According to one embodiment, an amusement ride comprises at least one sensing system not involving physical touching that interprets bodily movements of a rider to control motion of the amusement ride.

According to another embodiment, a method for controlling an amusement ride comprises: a sensing system detecting movement of a body part of at least one rider in a vehicle of the amusement ride; the sensing system communicating with a controller of a control system; and the controller controlling motion of the amusement ride based upon the detected movement of the body part, as sensed by the sensing system.

According to some aspects, the sensing system includes an optical sensor. According to some aspects, the sensing system receives non-haptic input. In some embodiments, the controller controlling motion of the amusement ride comprises the controller controlling motion of the vehicle. In some embodiments, the vehicle comprises a gondola and wherein the controlling motion of the amusement ride comprises at least one of raising and lowering the gondola. The raising and lowering the gondola may be controlled by a winch, responsive to the controller.

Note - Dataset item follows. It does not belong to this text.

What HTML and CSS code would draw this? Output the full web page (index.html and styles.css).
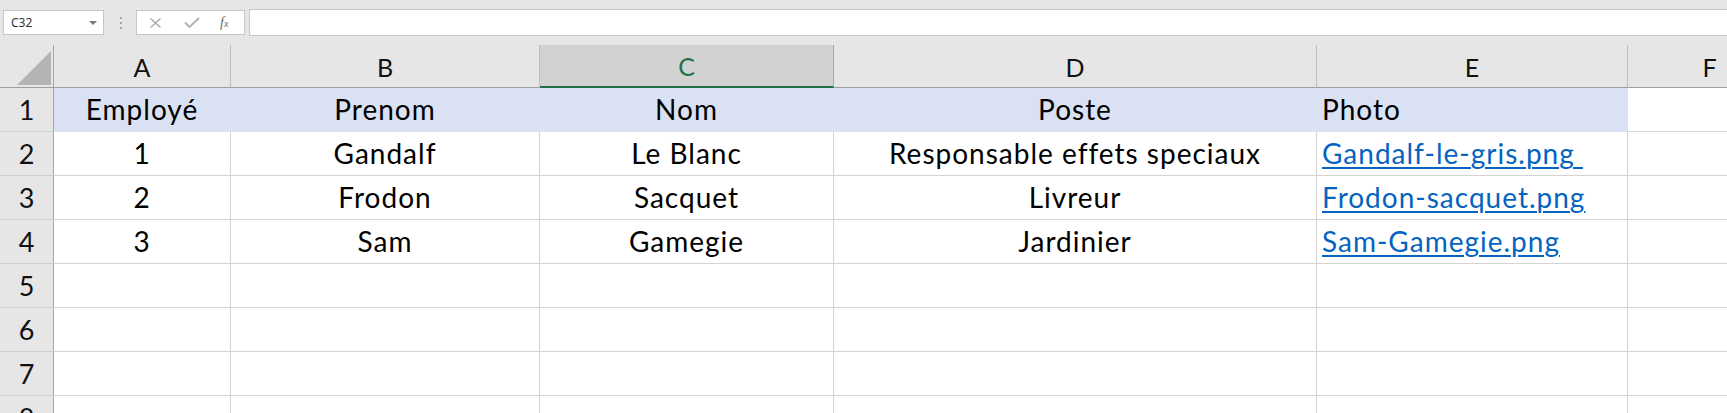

In some aspects, the velocity of the motion of the amusement ride, for example, a gondola, is related to a velocity and/or a frequency of the movement of the body part and the movement of the body part comprises flapping of arms of the at least one rider. The velocity of the motion of the gondola and/or the distance travelled by the gondola may be related to a frequency of the flapping. In some aspects, the method includes the sensing system communicating with a controller of the control system and the sensing system delivering image data based on the detected motion, to the controller.

BRIEF DESCRIPTION OF THE DRAWINGS

The accompanying drawings, which are incorporated herein and form part of the specification, illustrate the present disclosure and, together with the description, further serve to explain the principles of the present disclosure and to enable those skilled in the relevant art(s) to make and use aspects described herein.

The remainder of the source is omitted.